Costs of switching to a cleaner energy source may be a barrier to reducing reliance on solid fuel. Direct electric heating can be costly to operate, and installation of low-carbon heat technology not already present in the home has upfront cost implications (Element Energy, 2020).

Environmental motivations

Despite its contribution to high levels of air pollution, wood burning is often regarded as a carbon-neutral method of energy acquisition (Acton et al., 2023; Clean Heat, 2016).

Comfort and aesthetics

The primary motivations individuals cite for indoor burning are often to create a cozy, homely atmosphere, and in some cases, purely for aesthetic reasons (Kantar, 2020).

Table 10: Capability, Opportunity and Motivation factors influencing adoption of good practices when burning solid fuel

Ensure good practices when burning solid fuel (including use of efficient appliances)
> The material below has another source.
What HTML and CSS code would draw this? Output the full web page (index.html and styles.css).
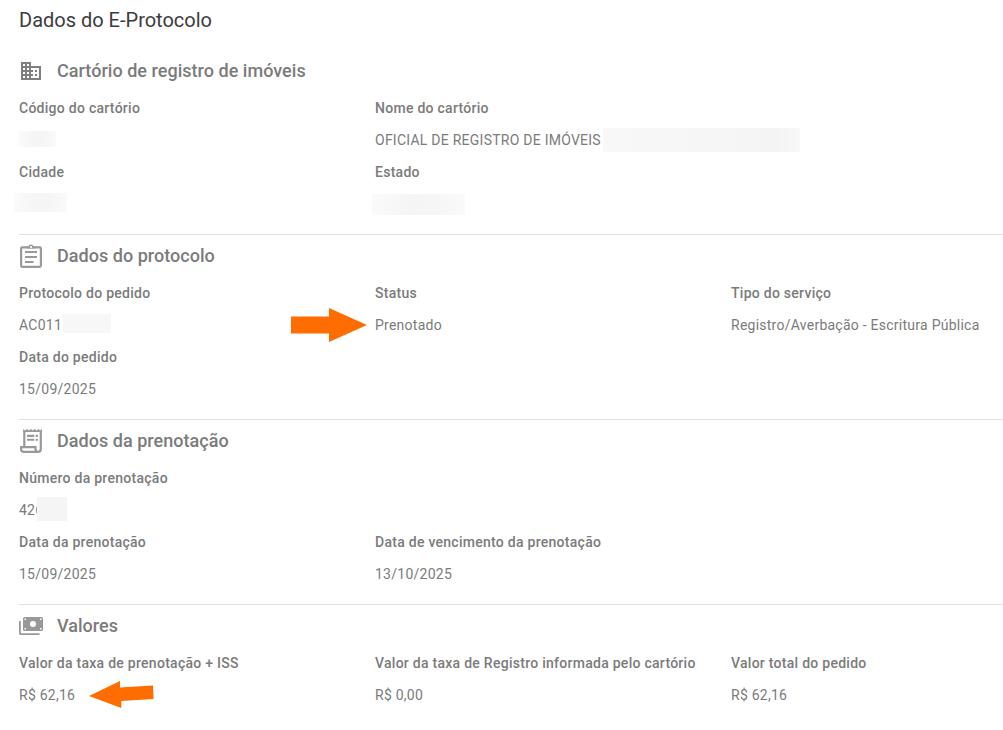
FILE: index.html
```html
<!DOCTYPE html>
<html lang="pt-BR">
<head>
  <meta charset="UTF-8">
  <meta name="viewport" content="width=device-width, initial-scale=1.0">
  <title>Dados do E-Protocolo</title>
  <link rel="stylesheet" href="styles.css">
</head>
<body>
  <main class="page">
    <h1 class="page-title">Dados do E-Protocolo</h1>

    <section class="section">
      <h2 class="section-title">
        <svg class="icon" viewBox="0 0 24 24"><path d="M12 7V3H2v18h20V7H12zM6 19H4v-2h2v2zm0-4H4v-2h2v2zm0-4H4V9h2v2zm0-4H4V5h2v2zm4 12H8v-2h2v2zm0-4H8v-2h2v2zm0-4H8V9h2v2zm0-4H8V5h2v2zm10 12h-8v-2h2v-2h-2v-2h2v-2h-2V9h8v10zm-2-8h-2v2h2v-2zm0 4h-2v2h2v-2z"/></svg>
        <span>Cartório de registro de imóveis</span>
      </h2>
      <dl class="grid">
        <div class="field">
          <dt>Código do cartório</dt>
          <dd><span class="mask mask-codigo"></span></dd>
        </div>
        <div class="field field-wide">
          <dt>Nome do cartório</dt>
          <dd>OFICIAL DE REGISTRO DE IMÓVEIS<span class="mask mask-nome"></span></dd>
        </div>
        <div class="field">
          <dt>Cidade</dt>
          <dd><span class="mask mask-cidade"></span></dd>
        </div>
        <div class="field">
          <dt>Estado</dt>
          <dd><span class="mask mask-estado"></span></dd>
        </div>
      </dl>
    </section>

    <section class="section">
      <h2 class="section-title">
        <svg class="icon icon-soft" viewBox="0 0 24 24">
          <rect class="line" x="2.1" y="3.4" width="19.8" height="19.4" rx="1.2"/>
          <path d="M8 4.500V2.400h1.400a2.700 2.700 0 0 1 5.200 0H16v2.100z"/>
          <circle class="hole" cx="12" cy="3" r="1.1"/>
          <path d="M6 6.900h12v2.200H6zM6 11.900h12v2.200H6zM6 16.900h8.500v2.200H6z"/>
        </svg>
        <span>Dados do protocolo</span>
      </h2>
      <dl class="grid">
        <div class="field">
          <dt>Protocolo do pedido</dt>
          <dd>AC011<span class="mask mask-protocolo"></span></dd>
        </div>
        <div class="field">
          <dt>Status</dt>
          <dd>
            Prenotado
            <svg class="arrow arrow-status" viewBox="0 0 76 34"><path d="M0 8.500h38V0l38 17-38 17v-8.500H0z"/></svg>
          </dd>
        </div>
        <div class="field">
          <dt>Tipo do serviço</dt>
          <dd>Registro/Averbação - Escritura Pública</dd>
        </div>
        <div class="field">
          <dt>Data do pedido</dt>
          <dd>15/09/2025</dd>
        </div>
      </dl>
    </section>

    <section class="section">
      <h2 class="section-title">
        <svg class="icon icon-soft" viewBox="0 0 24 24">
          <path class="line" d="M5.300 18V2M21.800 2v18a2.800 2.800 0 0 1-2.800 2.800H4.500A2.500 2.500 0 0 1 2.100 20.300V18.200h14.400v2.100a2.500 2.500 0 0 0 2.500 2.500"/>
          <path d="M4.200 0l1.900 1.500L8 0l1.900 1.500L11.800 0l1.900 1.500L15.600 0l1.900 1.500L19.400 0l1.700 1.500L23 0v3H4.200z"/>
          <path d="M8 5.800h7.300v2.100H8zM16.700 5.800h2.200v2.100h-2.200zM8 9.700h7.300v2.100H8zM16.700 9.700h2.200v2.100h-2.200z"/>
        </svg>
        <span>Dados da prenotação</span>
      </h2>
      <dl class="grid">
        <div class="field field-full">
          <dt>Número da prenotação</dt>
          <dd>426<span class="mask mask-numero"></span></dd>
        </div>
        <div class="field">
          <dt>Data da prenotação</dt>
          <dd>15/09/2025</dd>
        </div>
        <div class="field">
          <dt>Data de vencimento da prenotação</dt>
          <dd>13/10/2025</dd>
        </div>
      </dl>
    </section>

    <section class="section">
      <h2 class="section-title">
        <svg class="icon icon-soft" viewBox="0 0 24 24">
          <path class="line line-thin" d="M.9 7v12.200a1 1 0 0 0 1 1H20.500"/>
          <rect x="4" y="3" width="20" height="14" rx="1.500"/>
          <circle class="hole" cx="14" cy="10" r="3"/>
          <path class="hole" d="M5.500 4.600h1.500v1.500H5.500zM21 4.600h1.500v1.500H21zM5.500 13.900h1.500v1.500H5.500zM21 13.900h1.500v1.500H21z"/>
        </svg>
        <span>Valores</span>
      </h2>
      <dl class="grid">
        <div class="field">
          <dt>Valor da taxa de prenotação + ISS</dt>
          <dd>
            R$ 62,16
            <svg class="arrow arrow-valor" viewBox="0 0 65 28"><path d="M0 15L31 0v6.500l33-2 .6 13.500-32.300 2v7z"/></svg>
          </dd>
        </div>
        <div class="field">
          <dt>Valor da taxa de Registro informada pelo cartório</dt>
          <dd>R$ 0,00</dd>
        </div>
        <div class="field">
          <dt>Valor total do pedido</dt>
          <dd>R$ 62,16</dd>
        </div>
      </dl>
    </section>
  </main>
</body>
</html>
```
FILE: styles.css
```css
* {
  margin: 0;
  padding: 0;
  box-sizing: border-box;
}

body {
  background: #fff;
  color: #7b7b7b;
  font-family: Roboto, "Liberation Sans", sans-serif;
  font-size: 14px;
  letter-spacing: 0.25px;
}

.page {
  padding-left: 19px;
}

.page-title {
  height: 49px;
  color: #3c3c3c;
  font-size: 20px;
  font-weight: 400;
  letter-spacing: 0;
  line-height: 40px;
}

.section {
  padding-bottom: 14px;
  border-top: 1px solid #e0e0e0;
}

.section:last-child {
  padding-bottom: 0;
}

.page-title + .section {
  border-top-color: transparent;
}

.section-title {
  display: flex;
  align-items: center;
  gap: 14px;
  height: 42px;
  font-size: 18px;
  font-weight: 500;
  letter-spacing: 0.03px;
}

.section-title span {
  padding-bottom: 2px;
}

.icon {
  width: 24px;
  height: 24px;
  fill: #808080;
}

.icon-soft {
  fill: #999;
}

.line {
  fill: none;
  stroke: #999;
  stroke-width: 2.2;
}

.line-thin {
  stroke-width: 1.8;
}

.hole {
  fill: #fff;
}

.grid {
  display: grid;
  grid-template-columns: 356px 356px 1fr;
}

.field-wide {
  grid-column: span 2;
}

.field-full {
  grid-column: 1 / -1;
}

dt,
dd {
  position: relative;
  height: 32px;
  line-height: 32px;
  white-space: nowrap;
}

dt {
  font-weight: 500;
  letter-spacing: 0.27px;
}

/* faixas que cobrem os dados pessoais */
.mask {
  position: absolute;
  background: linear-gradient(90deg, #fafafa, #f5f5f5 45%, #f6f6f6 70%, #fafafa);
}

.mask-codigo {
  left: 0;
  top: 7px;
  width: 37px;
  height: 16px;
}

.mask-nome {
  left: 228px;
  top: 4px;
  width: 197px;
  height: 24px;
  background: linear-gradient(90deg, #f8f8f8, #f6f6f6 60%, #f4f4f4 88%, #f8f8f8);
}

.mask-cidade {
  left: -5px;
  top: 5px;
  width: 53px;
  height: 19px;
}

.mask-estado {
  left: -3px;
  top: 6px;
  width: 93px;
  height: 21px;
}

.mask-protocolo {
  left: 44px;
  top: 5px;
  width: 48px;
  height: 19px;
  background: #f7f7f7;
}

.mask-numero {
  left: 18px;
  top: 3px;
  width: 30px;
  height: 24px;
  background: #f5f5f5;
}

/* setas de destaque */
.arrow {
  position: absolute;
  fill: #ff6d00;
}

.arrow-status {
  left: -84px;
  top: -1px;
  width: 76px;
  height: 34px;
}

.arrow-valor {
  left: 70px;
  top: 2px;
  width: 65px;
  height: 28px;
}
```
To mitigate particulate emissions, greater emphasis should be placed on optimizing wood log burning conditions (Fachinger et al., 2017). This requires knowledge of good practice by users. There is a general lack of education on the right burning appliance and good burning techniques (fuel, installation/maintenance of devices) (Scottish Government, 2020). Burning practices are rarely questioned, and there is a lack of knowledge regarding the specifics of which type of fuel to burn and the necessary seasoning requirements. These factors can vary significantly, e.g., individuals often assume that the wood they purchase will already be properly seasoned (Kantar, 2020).



While there is not a quantified cost associated with upgrading outdated home burning appliances (as it greatly depends on the local market), it is evident that households will incur additional financial costs to enhance or replace outdated heating equipment (Kantar, 2020). Switching to less polluting solid fuels may also add additional costs for households (Masey et al., 2023).


Good practice includes ensuring wood is thoroughly dried and cutting it into smaller pieces before burning (Fachinger et al., 2017) which may require extra effort and inconvenience.